*Stated problem*:
Print the listing as it stands, omitting all images.

*Given material*:
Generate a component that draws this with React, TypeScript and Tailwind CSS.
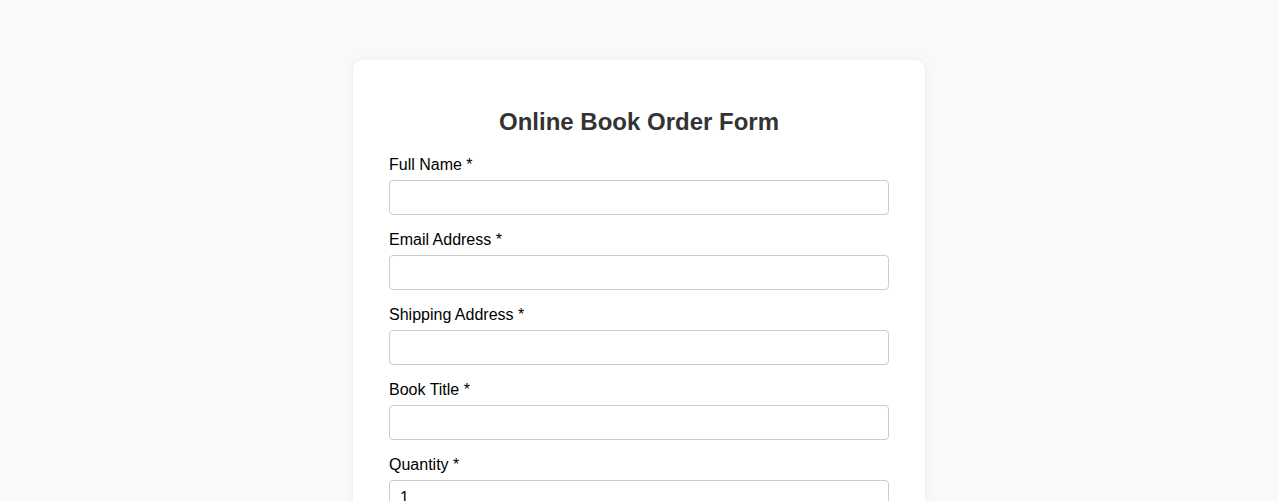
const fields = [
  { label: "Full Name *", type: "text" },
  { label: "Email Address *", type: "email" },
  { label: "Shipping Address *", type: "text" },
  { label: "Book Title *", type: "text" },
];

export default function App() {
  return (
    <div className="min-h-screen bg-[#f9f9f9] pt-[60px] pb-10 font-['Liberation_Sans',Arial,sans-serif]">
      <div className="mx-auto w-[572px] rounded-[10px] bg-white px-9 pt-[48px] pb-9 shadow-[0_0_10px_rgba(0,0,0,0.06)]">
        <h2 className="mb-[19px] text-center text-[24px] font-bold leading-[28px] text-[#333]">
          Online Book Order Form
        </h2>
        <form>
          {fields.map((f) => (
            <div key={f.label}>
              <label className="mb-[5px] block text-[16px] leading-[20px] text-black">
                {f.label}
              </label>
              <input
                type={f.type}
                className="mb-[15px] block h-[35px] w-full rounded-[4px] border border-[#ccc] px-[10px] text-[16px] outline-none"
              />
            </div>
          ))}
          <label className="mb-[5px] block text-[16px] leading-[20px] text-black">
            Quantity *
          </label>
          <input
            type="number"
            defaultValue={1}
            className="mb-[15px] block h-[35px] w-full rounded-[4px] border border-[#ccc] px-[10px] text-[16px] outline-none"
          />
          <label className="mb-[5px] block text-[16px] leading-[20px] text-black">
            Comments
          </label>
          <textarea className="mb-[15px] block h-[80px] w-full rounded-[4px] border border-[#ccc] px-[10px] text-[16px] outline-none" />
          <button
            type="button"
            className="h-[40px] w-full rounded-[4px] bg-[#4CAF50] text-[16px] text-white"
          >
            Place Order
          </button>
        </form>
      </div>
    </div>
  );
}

*Completed task*:
Generate a component that draws this with React, TypeScript and Tailwind CSS.
const fields = [
  { label: "Full Name *", type: "text" },
  { label: "Email Address *", type: "email" },
  { label: "Shipping Address *", type: "text" },
  { label: "Book Title *", type: "text" },
];

export default function App() {
  return (
    <div className="min-h-screen bg-[#f9f9f9] pt-[60px] pb-10 font-['Liberation_Sans',Arial,sans-serif]">
      <div className="mx-auto w-[572px] rounded-[10px] bg-white px-9 pt-[48px] pb-9 shadow-[0_0_10px_rgba(0,0,0,0.06)]">
        <h2 className="mb-[19px] text-center text-[24px] font-bold leading-[28px] text-[#333]">
          Online Book Order Form
        </h2>
        <form>
          {fields.map((f) => (
            <div key={f.label}>
              <label className="mb-[5px] block text-[16px] leading-[20px] text-black">
                {f.label}
              </label>
              <input
                type={f.type}
                className="mb-[15px] block h-[35px] w-full rounded-[4px] border border-[#ccc] px-[10px] text-[16px] outline-none"
              />
            </div>
          ))}
          <label className="mb-[5px] block text-[16px] leading-[20px] text-black">
            Quantity *
          </label>
          <input
            type="number"
            defaultValue={1}
            className="mb-[15px] block h-[35px] w-full rounded-[4px] border border-[#ccc] px-[10px] text-[16px] outline-none"
          />
          <label className="mb-[5px] block text-[16px] leading-[20px] text-black">
            Comments
          </label>
          <textarea className="mb-[15px] block h-[80px] w-full rounded-[4px] border border-[#ccc] px-[10px] text-[16px] outline-none" />
          <button
            type="button"
            className="h-[40px] w-full rounded-[4px] bg-[#4CAF50] text-[16px] text-white"
          >
            Place Order
          </button>
        </form>
      </div>
    </div>
  );
}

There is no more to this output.